--- STORED DATA ---
○ ○ ○

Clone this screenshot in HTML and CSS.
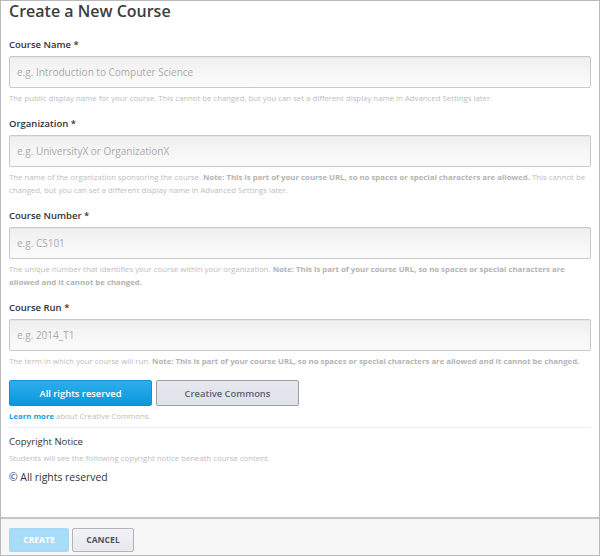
FILE: index.html
```html
<!DOCTYPE html>
<html>
<head>
<meta charset="utf-8">
<title>Create a New Course</title>
<link rel="stylesheet" href="styles.css">
</head>
<body>
<div class="page">
  <main class="content">
    <h1 class="title">Create a New Course</h1>

    <div class="field">
      <label class="label">Course Name *</label>
      <input class="input" type="text" placeholder="e.g. Introduction to Computer Science">
      <p class="help">The public display name for your course. This cannot be changed, but you can set a different display name in Advanced Settings later.</p>
    </div>

    <div class="field">
      <label class="label">Organization *</label>
      <input class="input" type="text" placeholder="e.g. UniversityX or OrganizationX">
      <p class="help">The name of the organization sponsoring the course. <strong>Note: This is part of your course URL, so no spaces or special characters are allowed.</strong> This cannot be changed, but you can set a different display name in Advanced Settings later.</p>
    </div>

    <div class="field">
      <label class="label">Course Number *</label>
      <input class="input" type="text" placeholder="e.g. CS101">
      <p class="help">The unique number that identifies your course within your organization. <strong>Note: This is part of your course URL, so no spaces or special characters are allowed and it cannot be changed.</strong></p>
    </div>

    <div class="field">
      <label class="label">Course Run *</label>
      <input class="input" type="text" placeholder="e.g. 2014_T1">
      <p class="help">The term in which your course will run. <strong>Note: This is part of your course URL, so no spaces or special characters are allowed and it cannot be changed.</strong></p>
    </div>

    <div class="license">
      <button class="lic-btn lic-active" type="button">All rights reserved</button>
      <button class="lic-btn lic-idle" type="button">Creative Commons</button>
    </div>
    <p class="help learn"><a class="learn-link" href="#">Learn more</a> about Creative Commons.</p>

    <div class="sep"></div>

    <h2 class="label cn-title">Copyright Notice</h2>
    <p class="help">Students will see the following copyright notice beneath course content.</p>
    <p class="notice">© All rights reserved</p>
  </main>

  <footer class="actions">
    <button class="act act-create" type="button">CREATE</button>
    <button class="act act-cancel" type="button">CANCEL</button>
  </footer>
</div>
</body>
</html>
```

FILE: styles.css
```css
* { box-sizing: border-box; }

html, body {
  margin: 0;
  padding: 0;
  background: #ffffff;
}

body {
  font-family: "Open Sans", "Liberation Sans", sans-serif;
  color: #333333;
}

.page {
  width: 600px;
  height: 556px;
  border: 1px solid #b9b9b9;
  display: flex;
  flex-direction: column;
  background: #ffffff;
}

.content {
  flex: 1;
  padding: 0 8px;
  display: flex;
  flex-direction: column;
}

.title {
  margin: 0 0 17px 0;
  font-size: 16px;
  line-height: 20px;
  font-weight: 600;
  color: #3d3d3d;
}

.field {
  display: flex;
  flex-direction: column;
  margin-bottom: 12px;
}

.label {
  display: block;
  margin: 0;
  font-size: 9.5px;
  line-height: 13px;
  font-weight: 600;
  color: #333333;
}

.input {
  margin-top: 5px;
  height: 32px;
  width: 100%;
  border: 1px solid #c9c9c9;
  border-radius: 2px;
  background: linear-gradient(to bottom, #efefef 0%, #f7f7f7 60%, #fbfbfb 100%);
  box-shadow: inset 0 1px 1px rgba(0,0,0,0.04);
  padding: 0 7px;
  font-family: "Open Sans", "Liberation Sans", sans-serif;
  font-size: 10px;
  color: #555;
  outline: none;
}

.input::placeholder {
  color: #ababab;
}

.help {
  margin: 4px 0 0 0;
  font-size: 7.8px;
  line-height: 13px;
  color: #bdbdbd;
}

.help strong {
  font-weight: 700;
  color: #b3b3b3;
}

.license {
  display: flex;
  gap: 4px;
}

.lic-btn {
  height: 26px;
  width: 143px;
  border-radius: 2px;
  font-family: "Open Sans", "Liberation Sans", sans-serif;
  font-size: 9.4px;
  font-weight: 600;
  padding: 0;
  cursor: pointer;
}

.lic-active {
  color: #ffffff;
  border: 1px solid #0d92d6;
  background: linear-gradient(to bottom, #2eaeeb 0%, #0a97dd 100%);
}

.lic-idle {
  color: #5b6270;
  border: 1px solid #9a9ea7;
  background: linear-gradient(to bottom, #e6e8ee 0%, #dfe2e9 100%);
}

.learn {
  margin-top: 4px;
}

.learn-link {
  color: #1a9fdd;
  font-weight: 700;
  text-decoration: none;
}

.sep {
  margin-top: 4px;
  height: 1px;
  background: #ececec;
}

.cn-title {
  margin-top: 7px;
  font-weight: 500;
}

.notice {
  margin: 6px 0 0 0;
  font-size: 10.4px;
  line-height: 13px;
  color: #333333;
}

.actions {
  height: 38px;
  border-top: 2px solid #c6c6c6;
  background: #f7f7f7;
  padding: 9px 8px 0 8px;
  display: flex;
  gap: 3px;
  align-items: flex-start;
}

.act {
  height: 24px;
  border-radius: 2px;
  font-family: "Open Sans", "Liberation Sans", sans-serif;
  font-size: 8.6px;
  font-weight: 700;
  padding: 0;
  cursor: pointer;
}

.act-create {
  width: 60px;
  color: #ffffff;
  border: 1px solid #a3daf5;
  background: #a8dcf6;
}

.act-cancel {
  width: 62px;
  color: #4d5563;
  border: 1px solid #b1b5bd;
  background: linear-gradient(to bottom, #f2f3f6 0%, #e7e9ee 100%);
}
```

○ ○ ○

Using the material above, return every line exactly as it appears, minus the pictures.

--- RESPONSE ---
Clone this screenshot in HTML and CSS.
FILE: index.html
```html
<!DOCTYPE html>
<html>
<head>
<meta charset="utf-8">
<title>Create a New Course</title>
<link rel="stylesheet" href="styles.css">
</head>
<body>
<div class="page">
  <main class="content">
    <h1 class="title">Create a New Course</h1>

    <div class="field">
      <label class="label">Course Name *</label>
      <input class="input" type="text" placeholder="e.g. Introduction to Computer Science">
      <p class="help">The public display name for your course. This cannot be changed, but you can set a different display name in Advanced Settings later.</p>
    </div>

    <div class="field">
      <label class="label">Organization *</label>
      <input class="input" type="text" placeholder="e.g. UniversityX or OrganizationX">
      <p class="help">The name of the organization sponsoring the course. <strong>Note: This is part of your course URL, so no spaces or special characters are allowed.</strong> This cannot be changed, but you can set a different display name in Advanced Settings later.</p>
    </div>

    <div class="field">
      <label class="label">Course Number *</label>
      <input class="input" type="text" placeholder="e.g. CS101">
      <p class="help">The unique number that identifies your course within your organization. <strong>Note: This is part of your course URL, so no spaces or special characters are allowed and it cannot be changed.</strong></p>
    </div>

    <div class="field">
      <label class="label">Course Run *</label>
      <input class="input" type="text" placeholder="e.g. 2014_T1">
      <p class="help">The term in which your course will run. <strong>Note: This is part of your course URL, so no spaces or special characters are allowed and it cannot be changed.</strong></p>
    </div>

    <div class="license">
      <button class="lic-btn lic-active" type="button">All rights reserved</button>
      <button class="lic-btn lic-idle" type="button">Creative Commons</button>
    </div>
    <p class="help learn"><a class="learn-link" href="#">Learn more</a> about Creative Commons.</p>

    <div class="sep"></div>

    <h2 class="label cn-title">Copyright Notice</h2>
    <p class="help">Students will see the following copyright notice beneath course content.</p>
    <p class="notice">© All rights reserved</p>
  </main>

  <footer class="actions">
    <button class="act act-create" type="button">CREATE</button>
    <button class="act act-cancel" type="button">CANCEL</button>
  </footer>
</div>
</body>
</html>
```

FILE: styles.css
```css
* { box-sizing: border-box; }

html, body {
  margin: 0;
  padding: 0;
  background: #ffffff;
}

body {
  font-family: "Open Sans", "Liberation Sans", sans-serif;
  color: #333333;
}

.page {
  width: 600px;
  height: 556px;
  border: 1px solid #b9b9b9;
  display: flex;
  flex-direction: column;
  background: #ffffff;
}

.content {
  flex: 1;
  padding: 0 8px;
  display: flex;
  flex-direction: column;
}

.title {
  margin: 0 0 17px 0;
  font-size: 16px;
  line-height: 20px;
  font-weight: 600;
  color: #3d3d3d;
}

.field {
  display: flex;
  flex-direction: column;
  margin-bottom: 12px;
}

.label {
  display: block;
  margin: 0;
  font-size: 9.5px;
  line-height: 13px;
  font-weight: 600;
  color: #333333;
}

.input {
  margin-top: 5px;
  height: 32px;
  width: 100%;
  border: 1px solid #c9c9c9;
  border-radius: 2px;
  background: linear-gradient(to bottom, #efefef 0%, #f7f7f7 60%, #fbfbfb 100%);
  box-shadow: inset 0 1px 1px rgba(0,0,0,0.04);
  padding: 0 7px;
  font-family: "Open Sans", "Liberation Sans", sans-serif;
  font-size: 10px;
  color: #555;
  outline: none;
}

.input::placeholder {
  color: #ababab;
}

.help {
  margin: 4px 0 0 0;
  font-size: 7.8px;
  line-height: 13px;
  color: #bdbdbd;
}

.help strong {
  font-weight: 700;
  color: #b3b3b3;
}

.license {
  display: flex;
  gap: 4px;
}

.lic-btn {
  height: 26px;
  width: 143px;
  border-radius: 2px;
  font-family: "Open Sans", "Liberation Sans", sans-serif;
  font-size: 9.4px;
  font-weight: 600;
  padding: 0;
  cursor: pointer;
}

.lic-active {
  color: #ffffff;
  border: 1px solid #0d92d6;
  background: linear-gradient(to bottom, #2eaeeb 0%, #0a97dd 100%);
}

.lic-idle {
  color: #5b6270;
  border: 1px solid #9a9ea7;
  background: linear-gradient(to bottom, #e6e8ee 0%, #dfe2e9 100%);
}

.learn {
  margin-top: 4px;
}

.learn-link {
  color: #1a9fdd;
  font-weight: 700;
  text-decoration: none;
}

.sep {
  margin-top: 4px;
  height: 1px;
  background: #ececec;
}

.cn-title {
  margin-top: 7px;
  font-weight: 500;
}

.notice {
  margin: 6px 0 0 0;
  font-size: 10.4px;
  line-height: 13px;
  color: #333333;
}

.actions {
  height: 38px;
  border-top: 2px solid #c6c6c6;
  background: #f7f7f7;
  padding: 9px 8px 0 8px;
  display: flex;
  gap: 3px;
  align-items: flex-start;
}

.act {
  height: 24px;
  border-radius: 2px;
  font-family: "Open Sans", "Liberation Sans", sans-serif;
  font-size: 8.6px;
  font-weight: 700;
  padding: 0;
  cursor: pointer;
}

.act-create {
  width: 60px;
  color: #ffffff;
  border: 1px solid #a3daf5;
  background: #a8dcf6;
}

.act-cancel {
  width: 62px;
  color: #4d5563;
  border: 1px solid #b1b5bd;
  background: linear-gradient(to bottom, #f2f3f6 0%, #e7e9ee 100%);
}
```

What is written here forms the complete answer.